[Web page code records]
## start

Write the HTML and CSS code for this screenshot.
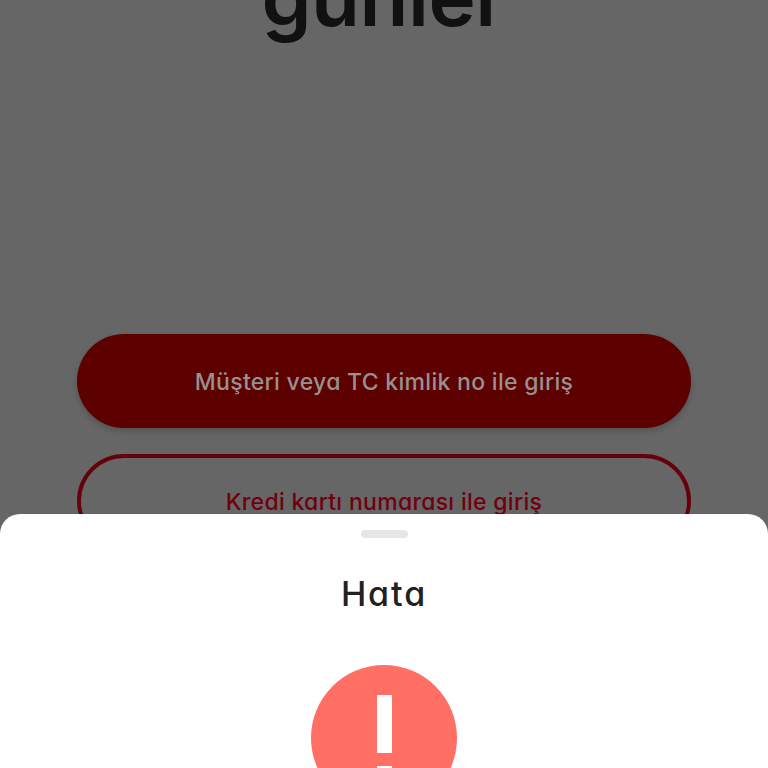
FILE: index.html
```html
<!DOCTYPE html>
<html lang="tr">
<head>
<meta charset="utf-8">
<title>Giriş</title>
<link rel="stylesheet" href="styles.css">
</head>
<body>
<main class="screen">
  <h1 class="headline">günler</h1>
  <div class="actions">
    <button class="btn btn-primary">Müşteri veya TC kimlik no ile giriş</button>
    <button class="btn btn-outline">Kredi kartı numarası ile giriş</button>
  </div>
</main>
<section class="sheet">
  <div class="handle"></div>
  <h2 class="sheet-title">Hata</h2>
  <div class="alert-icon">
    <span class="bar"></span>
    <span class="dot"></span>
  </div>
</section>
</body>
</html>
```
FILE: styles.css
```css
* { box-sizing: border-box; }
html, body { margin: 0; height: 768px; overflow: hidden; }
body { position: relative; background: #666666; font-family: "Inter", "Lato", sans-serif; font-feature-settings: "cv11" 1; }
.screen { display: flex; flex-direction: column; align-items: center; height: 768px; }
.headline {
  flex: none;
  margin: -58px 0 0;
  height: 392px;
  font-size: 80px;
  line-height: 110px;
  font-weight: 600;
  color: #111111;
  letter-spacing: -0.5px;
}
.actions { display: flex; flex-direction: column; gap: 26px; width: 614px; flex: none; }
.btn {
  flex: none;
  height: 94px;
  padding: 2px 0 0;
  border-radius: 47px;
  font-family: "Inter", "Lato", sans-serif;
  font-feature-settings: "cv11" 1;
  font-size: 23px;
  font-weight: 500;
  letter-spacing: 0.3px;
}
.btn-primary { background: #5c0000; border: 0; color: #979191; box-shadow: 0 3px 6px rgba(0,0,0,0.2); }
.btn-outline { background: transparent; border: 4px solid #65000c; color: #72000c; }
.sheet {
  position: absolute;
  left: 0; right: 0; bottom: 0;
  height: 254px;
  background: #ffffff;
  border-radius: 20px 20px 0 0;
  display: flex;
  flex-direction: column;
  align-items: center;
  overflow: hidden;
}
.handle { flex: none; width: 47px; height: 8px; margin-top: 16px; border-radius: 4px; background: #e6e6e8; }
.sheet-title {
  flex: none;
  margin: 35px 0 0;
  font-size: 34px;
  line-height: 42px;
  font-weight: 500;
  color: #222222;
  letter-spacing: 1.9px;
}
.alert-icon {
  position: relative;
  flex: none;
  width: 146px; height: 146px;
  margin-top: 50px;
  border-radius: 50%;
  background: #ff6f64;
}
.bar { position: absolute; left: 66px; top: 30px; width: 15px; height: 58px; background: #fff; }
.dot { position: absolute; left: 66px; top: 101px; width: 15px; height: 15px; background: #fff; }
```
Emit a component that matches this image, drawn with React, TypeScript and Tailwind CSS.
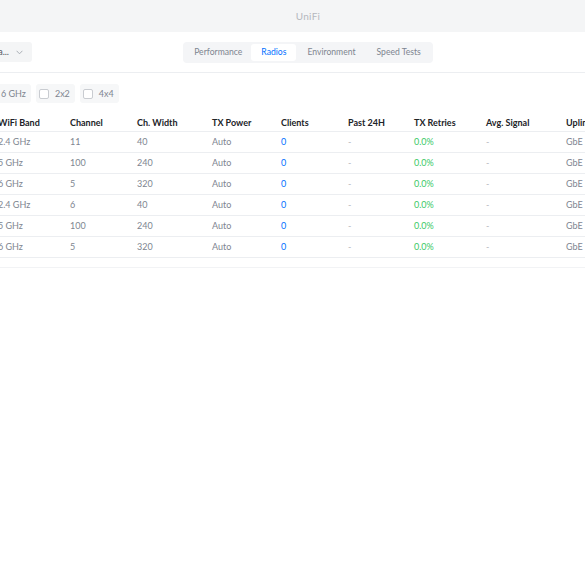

## end

■ **THE REQUEST**
Can you repeat every record above exactly, apart from the pictures?

■ **PROBLEM SOLUTION**
Write the HTML and CSS code for this screenshot.
FILE: index.html
```html
<!DOCTYPE html>
<html lang="tr">
<head>
<meta charset="utf-8">
<title>Giriş</title>
<link rel="stylesheet" href="styles.css">
</head>
<body>
<main class="screen">
  <h1 class="headline">günler</h1>
  <div class="actions">
    <button class="btn btn-primary">Müşteri veya TC kimlik no ile giriş</button>
    <button class="btn btn-outline">Kredi kartı numarası ile giriş</button>
  </div>
</main>
<section class="sheet">
  <div class="handle"></div>
  <h2 class="sheet-title">Hata</h2>
  <div class="alert-icon">
    <span class="bar"></span>
    <span class="dot"></span>
  </div>
</section>
</body>
</html>
```
FILE: styles.css
```css
* { box-sizing: border-box; }
html, body { margin: 0; height: 768px; overflow: hidden; }
body { position: relative; background: #666666; font-family: "Inter", "Lato", sans-serif; font-feature-settings: "cv11" 1; }
.screen { display: flex; flex-direction: column; align-items: center; height: 768px; }
.headline {
  flex: none;
  margin: -58px 0 0;
  height: 392px;
  font-size: 80px;
  line-height: 110px;
  font-weight: 600;
  color: #111111;
  letter-spacing: -0.5px;
}
.actions { display: flex; flex-direction: column; gap: 26px; width: 614px; flex: none; }
.btn {
  flex: none;
  height: 94px;
  padding: 2px 0 0;
  border-radius: 47px;
  font-family: "Inter", "Lato", sans-serif;
  font-feature-settings: "cv11" 1;
  font-size: 23px;
  font-weight: 500;
  letter-spacing: 0.3px;
}
.btn-primary { background: #5c0000; border: 0; color: #979191; box-shadow: 0 3px 6px rgba(0,0,0,0.2); }
.btn-outline { background: transparent; border: 4px solid #65000c; color: #72000c; }
.sheet {
  position: absolute;
  left: 0; right: 0; bottom: 0;
  height: 254px;
  background: #ffffff;
  border-radius: 20px 20px 0 0;
  display: flex;
  flex-direction: column;
  align-items: center;
  overflow: hidden;
}
.handle { flex: none; width: 47px; height: 8px; margin-top: 16px; border-radius: 4px; background: #e6e6e8; }
.sheet-title {
  flex: none;
  margin: 35px 0 0;
  font-size: 34px;
  line-height: 42px;
  font-weight: 500;
  color: #222222;
  letter-spacing: 1.9px;
}
.alert-icon {
  position: relative;
  flex: none;
  width: 146px; height: 146px;
  margin-top: 50px;
  border-radius: 50%;
  background: #ff6f64;
}
.bar { position: absolute; left: 66px; top: 30px; width: 15px; height: 58px; background: #fff; }
.dot { position: absolute; left: 66px; top: 101px; width: 15px; height: 15px; background: #fff; }
```
Emit a component that matches this image, drawn with React, TypeScript and Tailwind CSS.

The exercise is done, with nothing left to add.